***** RECORDS TO USE

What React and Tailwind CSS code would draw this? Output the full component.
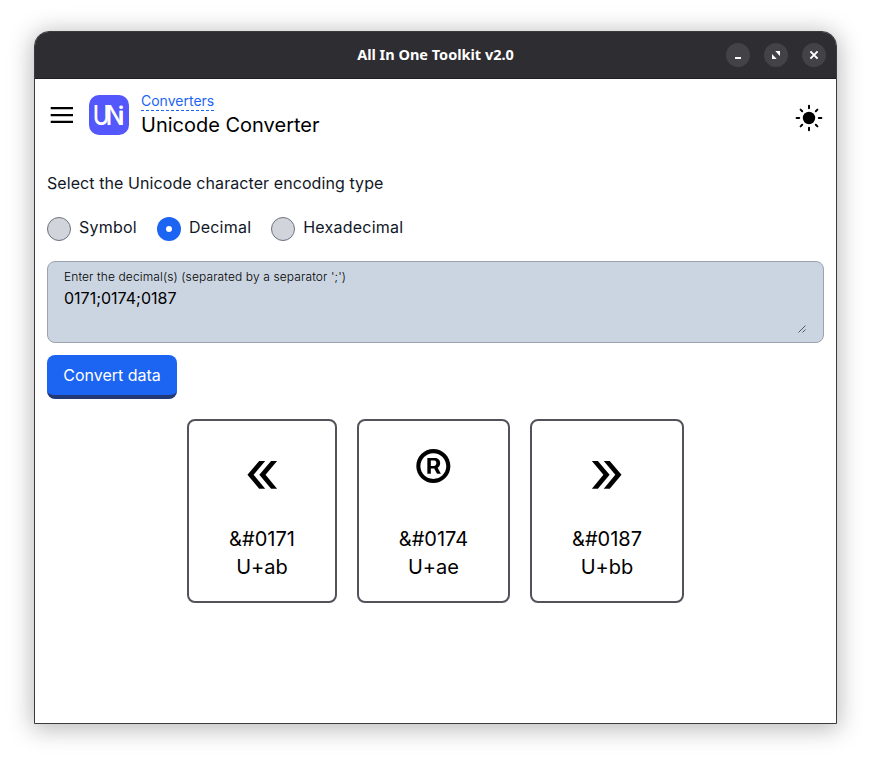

**********
***** RECORDS TO USE

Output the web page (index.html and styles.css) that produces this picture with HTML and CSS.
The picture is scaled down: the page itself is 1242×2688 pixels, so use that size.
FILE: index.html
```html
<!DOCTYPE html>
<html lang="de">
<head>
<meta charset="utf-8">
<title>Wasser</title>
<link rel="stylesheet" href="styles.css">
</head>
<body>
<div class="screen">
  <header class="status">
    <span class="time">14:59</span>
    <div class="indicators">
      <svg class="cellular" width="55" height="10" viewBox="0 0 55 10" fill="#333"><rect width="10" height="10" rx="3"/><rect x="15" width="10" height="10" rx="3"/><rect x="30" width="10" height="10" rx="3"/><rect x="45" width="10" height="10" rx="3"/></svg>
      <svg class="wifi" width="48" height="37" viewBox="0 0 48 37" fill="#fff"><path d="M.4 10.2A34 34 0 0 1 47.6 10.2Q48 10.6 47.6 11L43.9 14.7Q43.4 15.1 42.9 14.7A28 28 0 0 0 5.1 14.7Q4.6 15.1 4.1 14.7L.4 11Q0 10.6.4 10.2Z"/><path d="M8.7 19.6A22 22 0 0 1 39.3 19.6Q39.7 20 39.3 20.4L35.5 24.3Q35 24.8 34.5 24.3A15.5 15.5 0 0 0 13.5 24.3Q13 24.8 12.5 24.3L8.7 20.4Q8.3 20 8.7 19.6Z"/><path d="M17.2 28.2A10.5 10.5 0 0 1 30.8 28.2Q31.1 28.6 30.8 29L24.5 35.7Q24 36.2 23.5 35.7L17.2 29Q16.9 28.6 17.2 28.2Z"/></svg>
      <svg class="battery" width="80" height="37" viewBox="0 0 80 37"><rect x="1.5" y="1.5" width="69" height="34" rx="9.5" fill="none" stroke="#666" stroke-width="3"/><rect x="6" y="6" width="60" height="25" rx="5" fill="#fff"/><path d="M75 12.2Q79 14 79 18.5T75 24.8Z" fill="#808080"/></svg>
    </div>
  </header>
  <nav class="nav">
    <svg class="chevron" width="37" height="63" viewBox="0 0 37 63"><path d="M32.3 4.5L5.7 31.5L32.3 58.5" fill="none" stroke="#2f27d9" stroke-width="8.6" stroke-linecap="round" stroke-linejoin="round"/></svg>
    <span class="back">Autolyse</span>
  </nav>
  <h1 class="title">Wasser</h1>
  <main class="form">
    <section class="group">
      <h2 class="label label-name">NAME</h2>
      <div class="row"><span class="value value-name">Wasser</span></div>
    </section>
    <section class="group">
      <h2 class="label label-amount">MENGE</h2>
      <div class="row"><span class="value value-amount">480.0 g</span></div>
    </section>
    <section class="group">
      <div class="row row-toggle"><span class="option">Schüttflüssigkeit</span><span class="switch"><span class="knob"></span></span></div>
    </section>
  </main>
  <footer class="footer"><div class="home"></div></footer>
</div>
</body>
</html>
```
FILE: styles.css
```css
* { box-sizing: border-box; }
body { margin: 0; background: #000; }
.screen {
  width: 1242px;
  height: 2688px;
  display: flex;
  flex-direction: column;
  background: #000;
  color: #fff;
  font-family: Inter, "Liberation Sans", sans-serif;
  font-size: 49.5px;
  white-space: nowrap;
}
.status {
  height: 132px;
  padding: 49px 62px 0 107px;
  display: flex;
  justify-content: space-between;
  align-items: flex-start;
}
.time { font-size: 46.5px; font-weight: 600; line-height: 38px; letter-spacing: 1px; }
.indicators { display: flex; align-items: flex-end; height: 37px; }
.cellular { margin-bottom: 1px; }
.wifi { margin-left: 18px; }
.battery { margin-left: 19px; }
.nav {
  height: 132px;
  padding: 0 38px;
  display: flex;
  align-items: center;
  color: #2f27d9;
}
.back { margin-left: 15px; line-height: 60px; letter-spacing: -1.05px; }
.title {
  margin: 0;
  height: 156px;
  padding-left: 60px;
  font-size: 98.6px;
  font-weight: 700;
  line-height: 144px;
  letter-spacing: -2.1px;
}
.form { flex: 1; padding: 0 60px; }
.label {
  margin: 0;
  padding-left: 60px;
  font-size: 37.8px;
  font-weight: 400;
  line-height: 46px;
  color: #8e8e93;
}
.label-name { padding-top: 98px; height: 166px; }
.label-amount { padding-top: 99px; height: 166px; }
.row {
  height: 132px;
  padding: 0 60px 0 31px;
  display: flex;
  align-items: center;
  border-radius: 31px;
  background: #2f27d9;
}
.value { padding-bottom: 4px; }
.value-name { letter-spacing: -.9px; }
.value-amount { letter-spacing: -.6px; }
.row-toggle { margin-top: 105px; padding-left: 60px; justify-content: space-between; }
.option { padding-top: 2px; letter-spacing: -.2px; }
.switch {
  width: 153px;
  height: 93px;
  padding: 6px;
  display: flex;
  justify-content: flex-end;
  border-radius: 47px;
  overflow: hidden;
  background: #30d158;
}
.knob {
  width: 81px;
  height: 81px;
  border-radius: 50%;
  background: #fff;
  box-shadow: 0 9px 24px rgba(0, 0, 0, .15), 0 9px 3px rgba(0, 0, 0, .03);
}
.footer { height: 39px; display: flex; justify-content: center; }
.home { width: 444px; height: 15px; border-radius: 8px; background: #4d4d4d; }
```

**********

> _PROBLEM STATEMENT_
From the listing above, collect each line in which the string "that" appears.

> _SOLUTION FOR THIS TASK_
Output the web page (index.html and styles.css) that produces this picture with HTML and CSS.
The picture is scaled down: the page itself is 1242×2688 pixels, so use that size.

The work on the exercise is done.